— Start —
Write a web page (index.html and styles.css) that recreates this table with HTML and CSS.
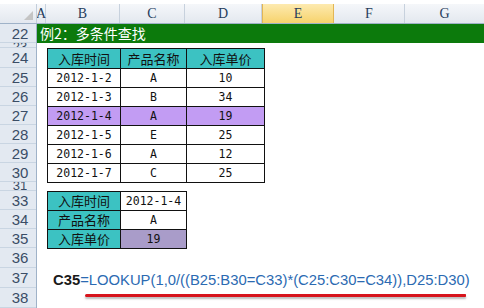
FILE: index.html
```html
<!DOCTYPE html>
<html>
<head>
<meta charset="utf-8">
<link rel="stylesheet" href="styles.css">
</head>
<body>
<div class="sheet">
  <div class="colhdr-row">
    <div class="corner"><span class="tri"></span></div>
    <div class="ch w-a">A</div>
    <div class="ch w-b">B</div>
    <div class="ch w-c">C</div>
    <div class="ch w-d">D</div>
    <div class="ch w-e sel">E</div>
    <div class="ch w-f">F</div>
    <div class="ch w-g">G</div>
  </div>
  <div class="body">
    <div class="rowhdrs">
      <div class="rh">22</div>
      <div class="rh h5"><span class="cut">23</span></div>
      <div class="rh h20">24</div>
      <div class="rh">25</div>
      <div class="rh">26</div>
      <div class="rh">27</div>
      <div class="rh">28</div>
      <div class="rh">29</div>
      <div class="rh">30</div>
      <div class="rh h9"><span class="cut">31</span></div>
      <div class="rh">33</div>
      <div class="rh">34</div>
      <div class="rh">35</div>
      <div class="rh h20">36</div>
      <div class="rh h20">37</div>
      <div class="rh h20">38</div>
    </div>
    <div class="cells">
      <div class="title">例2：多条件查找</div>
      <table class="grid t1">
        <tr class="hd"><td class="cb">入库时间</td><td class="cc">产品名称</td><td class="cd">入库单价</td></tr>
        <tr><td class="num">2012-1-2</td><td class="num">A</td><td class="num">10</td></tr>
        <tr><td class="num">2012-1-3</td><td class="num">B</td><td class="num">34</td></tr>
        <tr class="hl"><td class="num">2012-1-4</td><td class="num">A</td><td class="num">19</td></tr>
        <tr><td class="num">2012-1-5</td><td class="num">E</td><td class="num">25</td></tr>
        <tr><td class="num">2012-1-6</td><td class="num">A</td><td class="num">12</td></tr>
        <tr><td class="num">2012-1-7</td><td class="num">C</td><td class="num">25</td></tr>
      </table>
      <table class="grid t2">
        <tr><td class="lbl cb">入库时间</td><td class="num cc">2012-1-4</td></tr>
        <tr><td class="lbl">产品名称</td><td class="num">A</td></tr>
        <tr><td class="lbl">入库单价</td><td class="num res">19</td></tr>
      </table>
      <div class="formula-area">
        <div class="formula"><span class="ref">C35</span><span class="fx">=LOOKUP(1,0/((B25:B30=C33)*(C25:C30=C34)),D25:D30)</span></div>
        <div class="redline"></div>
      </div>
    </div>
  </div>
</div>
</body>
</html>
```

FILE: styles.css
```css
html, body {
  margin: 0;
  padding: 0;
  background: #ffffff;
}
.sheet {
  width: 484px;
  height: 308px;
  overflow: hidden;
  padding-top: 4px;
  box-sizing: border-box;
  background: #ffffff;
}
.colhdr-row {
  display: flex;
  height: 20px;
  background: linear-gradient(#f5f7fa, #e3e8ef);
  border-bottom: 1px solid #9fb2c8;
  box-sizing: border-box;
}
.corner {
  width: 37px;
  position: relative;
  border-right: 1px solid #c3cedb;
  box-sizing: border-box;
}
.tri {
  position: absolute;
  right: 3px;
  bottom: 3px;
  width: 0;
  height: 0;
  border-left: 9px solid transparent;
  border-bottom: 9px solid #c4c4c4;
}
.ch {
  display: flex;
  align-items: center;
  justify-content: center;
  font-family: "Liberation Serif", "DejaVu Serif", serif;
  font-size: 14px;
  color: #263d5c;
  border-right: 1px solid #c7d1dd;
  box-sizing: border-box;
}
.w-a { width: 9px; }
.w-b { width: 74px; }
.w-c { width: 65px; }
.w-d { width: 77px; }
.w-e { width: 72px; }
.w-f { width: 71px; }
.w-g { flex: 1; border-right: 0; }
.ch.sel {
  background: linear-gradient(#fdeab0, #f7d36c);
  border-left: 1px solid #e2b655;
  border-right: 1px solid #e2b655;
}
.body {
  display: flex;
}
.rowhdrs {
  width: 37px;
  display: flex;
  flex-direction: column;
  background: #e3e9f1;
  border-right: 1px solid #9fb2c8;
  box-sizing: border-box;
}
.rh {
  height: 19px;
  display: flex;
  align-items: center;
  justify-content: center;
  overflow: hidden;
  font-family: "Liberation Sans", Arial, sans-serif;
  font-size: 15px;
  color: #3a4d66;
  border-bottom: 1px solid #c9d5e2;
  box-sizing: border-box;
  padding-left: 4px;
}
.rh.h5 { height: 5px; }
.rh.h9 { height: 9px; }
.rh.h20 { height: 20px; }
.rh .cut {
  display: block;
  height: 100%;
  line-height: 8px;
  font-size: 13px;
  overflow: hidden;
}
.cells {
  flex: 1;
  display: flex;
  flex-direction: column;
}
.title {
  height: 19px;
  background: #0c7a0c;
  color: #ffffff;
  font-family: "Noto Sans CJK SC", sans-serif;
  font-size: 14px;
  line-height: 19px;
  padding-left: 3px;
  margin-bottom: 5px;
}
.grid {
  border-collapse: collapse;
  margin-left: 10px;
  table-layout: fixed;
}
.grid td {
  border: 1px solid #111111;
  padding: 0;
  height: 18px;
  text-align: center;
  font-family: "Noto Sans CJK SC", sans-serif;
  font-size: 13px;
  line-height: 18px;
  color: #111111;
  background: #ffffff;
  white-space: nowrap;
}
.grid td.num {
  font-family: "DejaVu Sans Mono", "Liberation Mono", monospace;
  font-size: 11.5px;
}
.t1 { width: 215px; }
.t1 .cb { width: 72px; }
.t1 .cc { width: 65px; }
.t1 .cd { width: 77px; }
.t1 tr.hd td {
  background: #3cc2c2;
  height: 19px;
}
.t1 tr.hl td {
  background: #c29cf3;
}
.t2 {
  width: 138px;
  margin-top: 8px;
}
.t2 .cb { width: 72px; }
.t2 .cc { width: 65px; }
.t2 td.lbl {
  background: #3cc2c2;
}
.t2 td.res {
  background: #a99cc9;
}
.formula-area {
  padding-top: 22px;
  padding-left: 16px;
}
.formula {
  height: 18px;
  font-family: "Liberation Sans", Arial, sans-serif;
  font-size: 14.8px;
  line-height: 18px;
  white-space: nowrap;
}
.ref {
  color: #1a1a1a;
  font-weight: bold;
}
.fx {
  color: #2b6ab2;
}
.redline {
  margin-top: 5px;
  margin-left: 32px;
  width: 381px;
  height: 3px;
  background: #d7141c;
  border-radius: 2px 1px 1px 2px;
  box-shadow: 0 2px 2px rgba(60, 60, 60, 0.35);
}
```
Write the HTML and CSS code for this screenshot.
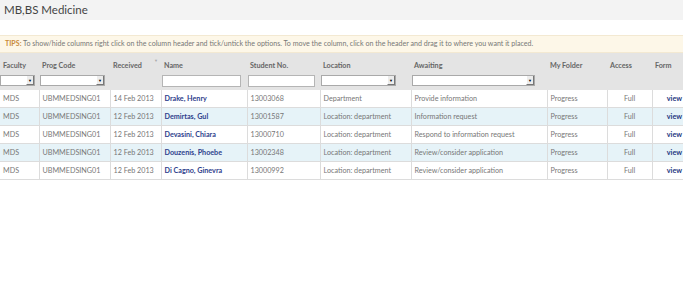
— End —
§ **Directions for this task**
Quote the listing above in full, except for the pictures.

§ **Correct response**
Write a web page (index.html and styles.css) that recreates this table with HTML and CSS.
FILE: index.html
```html
<!DOCTYPE html>
<html>
<head>
<meta charset="utf-8">
<link rel="stylesheet" href="styles.css">
</head>
<body>
<div class="sheet">
  <div class="colhdr-row">
    <div class="corner"><span class="tri"></span></div>
    <div class="ch w-a">A</div>
    <div class="ch w-b">B</div>
    <div class="ch w-c">C</div>
    <div class="ch w-d">D</div>
    <div class="ch w-e sel">E</div>
    <div class="ch w-f">F</div>
    <div class="ch w-g">G</div>
  </div>
  <div class="body">
    <div class="rowhdrs">
      <div class="rh">22</div>
      <div class="rh h5"><span class="cut">23</span></div>
      <div class="rh h20">24</div>
      <div class="rh">25</div>
      <div class="rh">26</div>
      <div class="rh">27</div>
      <div class="rh">28</div>
      <div class="rh">29</div>
      <div class="rh">30</div>
      <div class="rh h9"><span class="cut">31</span></div>
      <div class="rh">33</div>
      <div class="rh">34</div>
      <div class="rh">35</div>
      <div class="rh h20">36</div>
      <div class="rh h20">37</div>
      <div class="rh h20">38</div>
    </div>
    <div class="cells">
      <div class="title">例2：多条件查找</div>
      <table class="grid t1">
        <tr class="hd"><td class="cb">入库时间</td><td class="cc">产品名称</td><td class="cd">入库单价</td></tr>
        <tr><td class="num">2012-1-2</td><td class="num">A</td><td class="num">10</td></tr>
        <tr><td class="num">2012-1-3</td><td class="num">B</td><td class="num">34</td></tr>
        <tr class="hl"><td class="num">2012-1-4</td><td class="num">A</td><td class="num">19</td></tr>
        <tr><td class="num">2012-1-5</td><td class="num">E</td><td class="num">25</td></tr>
        <tr><td class="num">2012-1-6</td><td class="num">A</td><td class="num">12</td></tr>
        <tr><td class="num">2012-1-7</td><td class="num">C</td><td class="num">25</td></tr>
      </table>
      <table class="grid t2">
        <tr><td class="lbl cb">入库时间</td><td class="num cc">2012-1-4</td></tr>
        <tr><td class="lbl">产品名称</td><td class="num">A</td></tr>
        <tr><td class="lbl">入库单价</td><td class="num res">19</td></tr>
      </table>
      <div class="formula-area">
        <div class="formula"><span class="ref">C35</span><span class="fx">=LOOKUP(1,0/((B25:B30=C33)*(C25:C30=C34)),D25:D30)</span></div>
        <div class="redline"></div>
      </div>
    </div>
  </div>
</div>
</body>
</html>
```

FILE: styles.css
```css
html, body {
  margin: 0;
  padding: 0;
  background: #ffffff;
}
.sheet {
  width: 484px;
  height: 308px;
  overflow: hidden;
  padding-top: 4px;
  box-sizing: border-box;
  background: #ffffff;
}
.colhdr-row {
  display: flex;
  height: 20px;
  background: linear-gradient(#f5f7fa, #e3e8ef);
  border-bottom: 1px solid #9fb2c8;
  box-sizing: border-box;
}
.corner {
  width: 37px;
  position: relative;
  border-right: 1px solid #c3cedb;
  box-sizing: border-box;
}
.tri {
  position: absolute;
  right: 3px;
  bottom: 3px;
  width: 0;
  height: 0;
  border-left: 9px solid transparent;
  border-bottom: 9px solid #c4c4c4;
}
.ch {
  display: flex;
  align-items: center;
  justify-content: center;
  font-family: "Liberation Serif", "DejaVu Serif", serif;
  font-size: 14px;
  color: #263d5c;
  border-right: 1px solid #c7d1dd;
  box-sizing: border-box;
}
.w-a { width: 9px; }
.w-b { width: 74px; }
.w-c { width: 65px; }
.w-d { width: 77px; }
.w-e { width: 72px; }
.w-f { width: 71px; }
.w-g { flex: 1; border-right: 0; }
.ch.sel {
  background: linear-gradient(#fdeab0, #f7d36c);
  border-left: 1px solid #e2b655;
  border-right: 1px solid #e2b655;
}
.body {
  display: flex;
}
.rowhdrs {
  width: 37px;
  display: flex;
  flex-direction: column;
  background: #e3e9f1;
  border-right: 1px solid #9fb2c8;
  box-sizing: border-box;
}
.rh {
  height: 19px;
  display: flex;
  align-items: center;
  justify-content: center;
  overflow: hidden;
  font-family: "Liberation Sans", Arial, sans-serif;
  font-size: 15px;
  color: #3a4d66;
  border-bottom: 1px solid #c9d5e2;
  box-sizing: border-box;
  padding-left: 4px;
}
.rh.h5 { height: 5px; }
.rh.h9 { height: 9px; }
.rh.h20 { height: 20px; }
.rh .cut {
  display: block;
  height: 100%;
  line-height: 8px;
  font-size: 13px;
  overflow: hidden;
}
.cells {
  flex: 1;
  display: flex;
  flex-direction: column;
}
.title {
  height: 19px;
  background: #0c7a0c;
  color: #ffffff;
  font-family: "Noto Sans CJK SC", sans-serif;
  font-size: 14px;
  line-height: 19px;
  padding-left: 3px;
  margin-bottom: 5px;
}
.grid {
  border-collapse: collapse;
  margin-left: 10px;
  table-layout: fixed;
}
.grid td {
  border: 1px solid #111111;
  padding: 0;
  height: 18px;
  text-align: center;
  font-family: "Noto Sans CJK SC", sans-serif;
  font-size: 13px;
  line-height: 18px;
  color: #111111;
  background: #ffffff;
  white-space: nowrap;
}
.grid td.num {
  font-family: "DejaVu Sans Mono", "Liberation Mono", monospace;
  font-size: 11.5px;
}
.t1 { width: 215px; }
.t1 .cb { width: 72px; }
.t1 .cc { width: 65px; }
.t1 .cd { width: 77px; }
.t1 tr.hd td {
  background: #3cc2c2;
  height: 19px;
}
.t1 tr.hl td {
  background: #c29cf3;
}
.t2 {
  width: 138px;
  margin-top: 8px;
}
.t2 .cb { width: 72px; }
.t2 .cc { width: 65px; }
.t2 td.lbl {
  background: #3cc2c2;
}
.t2 td.res {
  background: #a99cc9;
}
.formula-area {
  padding-top: 22px;
  padding-left: 16px;
}
.formula {
  height: 18px;
  font-family: "Liberation Sans", Arial, sans-serif;
  font-size: 14.8px;
  line-height: 18px;
  white-space: nowrap;
}
.ref {
  color: #1a1a1a;
  font-weight: bold;
}
.fx {
  color: #2b6ab2;
}
.redline {
  margin-top: 5px;
  margin-left: 32px;
  width: 381px;
  height: 3px;
  background: #d7141c;
  border-radius: 2px 1px 1px 2px;
  box-shadow: 0 2px 2px rgba(60, 60, 60, 0.35);
}
```
Write the HTML and CSS code for this screenshot.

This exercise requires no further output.